I suggest, therefore, Obama extend his symbolic presence to its logical conclusion. That is, Obama should get behind a change.org petition which seeks to replace the slave trading 7th president Andrew Jackson's countenance on the $20 bill with that of Martin Luther King. This should be a no-brainer for a man who loves symbols as much as Obama does.
President Jackson's “Indian Removal” policy, in direct violation of Supreme Court fiat, involved the naked theft of millions of square miles of Indian lands specifically so that they could be reduced to the cultivation of cotton by millions of black slaves whose very lives, like the land, had been stolen.
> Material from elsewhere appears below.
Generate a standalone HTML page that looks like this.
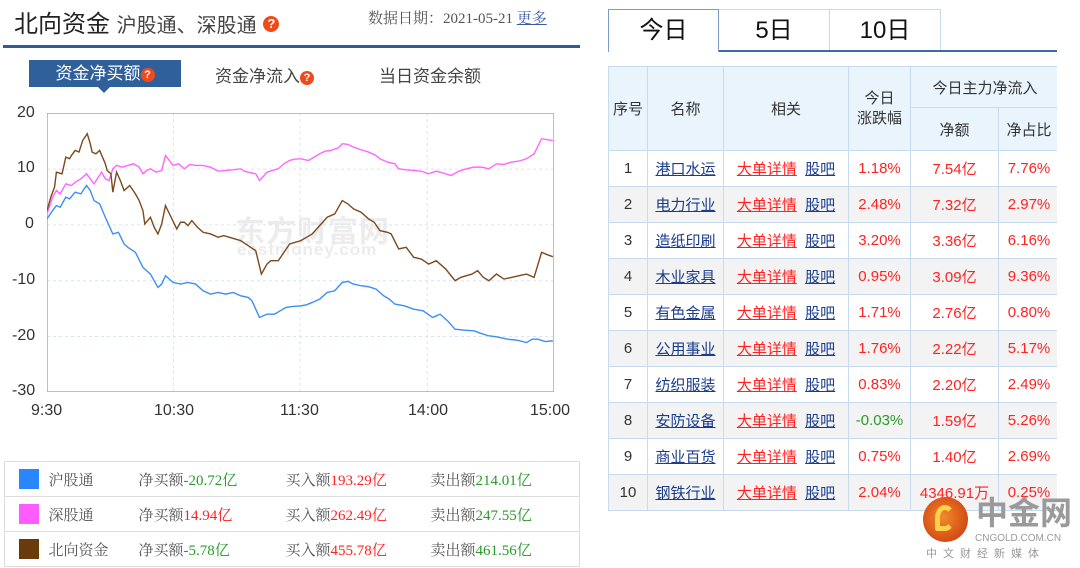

Jackson's racism was extreme even for the thoroughly racist epoch in which he lived. The forced march of Native Americans (Trail of Tears) from the fertile lands of the southeast to barren and rocky western “reservations” stood unsurpassed in brutality and death until the various forced marches of World War II.
In 1838, for example, Ralph Waldo Emerson wrote of Jackson's "removal" policies that they were “… a crime that really deprives us as well as the Cherokees of a country, for how could we call the conspiracy that should crush these poor Indians our government, or the land that was cursed by their parting and dying imprecations our country any more?"
Of course, contemporary Native American communities' problems and issues are anything but “symbolic.” Sitting Bull's, Red Cloud's or Crazy Horse's (imaginary) face appearing on a bill will not materially change their condition any more than Dr. King's or Frederick Douglass' or Harriet Tubman's would for black people. Without citing the dreary statistics for either group, suffice it to say that Jackson’s visage on the $20 would only mean something materially if both groups could actually accumulate not a few bank vaults stuffed with those new bills. 
 
Still, this drive may not be merely symbolic. Symbolism often has a symbiotic relationship with real and practical, if not always progressive, change. The current fight to change the Washington, D.C. NFL team's name is at first blush a symbolic fight. After all, that's what mascots and team logos are, right – symbols? Symbols represent an idea, feeling, intention, historical or current event. And in the case of the “Redskins,” the name harkens back to Jackson's ethnic cleansing of one group and racist enslavement of another. This is the legacy of the man whose visage we carry on our persons every single day, a man whose “policies” continue to affect marginalized communities today.

And for those who are shocked at even the mention of changing the currency, recall that it was just in 2010 when H.R. Bill 4705 called for Ronald Reagan to replace Ulysses S. Grant on the $50 bill. Or how about in 2003 when the “Ronald Reagan Dime Act” tried to finally overthrow one of the last vestiges of the New Deal by kicking FDR off the dime and installing Regan...again. Indeed Republicans and conservatives are hellbent on getting Reagan on everything, especially money. There have been at least two attempts other than these.
But if America really wants to go “colorblind,” if it wants to get its racist past behind it, it could start by kicking a documented champion of genocide off its currency. (To get rid of all slaveholders would require a revamping of the entire economic system – not a bad idea actually).


Martin Luther King Jr. is a universally revered icon who led perhaps the most important and effective struggle for freedom and justice in this nation-state's history. A Gallup Poll has King as the “most admired American” of the 20th century and second in the world only to Mother Teresa. 
 
And, speaking of symbols, surely MLK is a more deserving symbol for the Twenty than Old Hickory. King's face, like Obama's presence in the heretofore lily White House, would end the run of all-white currency, which is a shameful and unavoidable reminder of the now broken legacy of “whites only allowed” in positions of power.
And for the reverse side of the new MLK Twenty?
For my money, and again as a symbol of the civil rights era, how about a picture of the Bus in which Rosa Parks was arrested when she kicked off the Montgomery Bus Boycott of 1956. The bus would follow a timeline hitting key points in the movement – and then stop at the election of Barack Obama in 2008.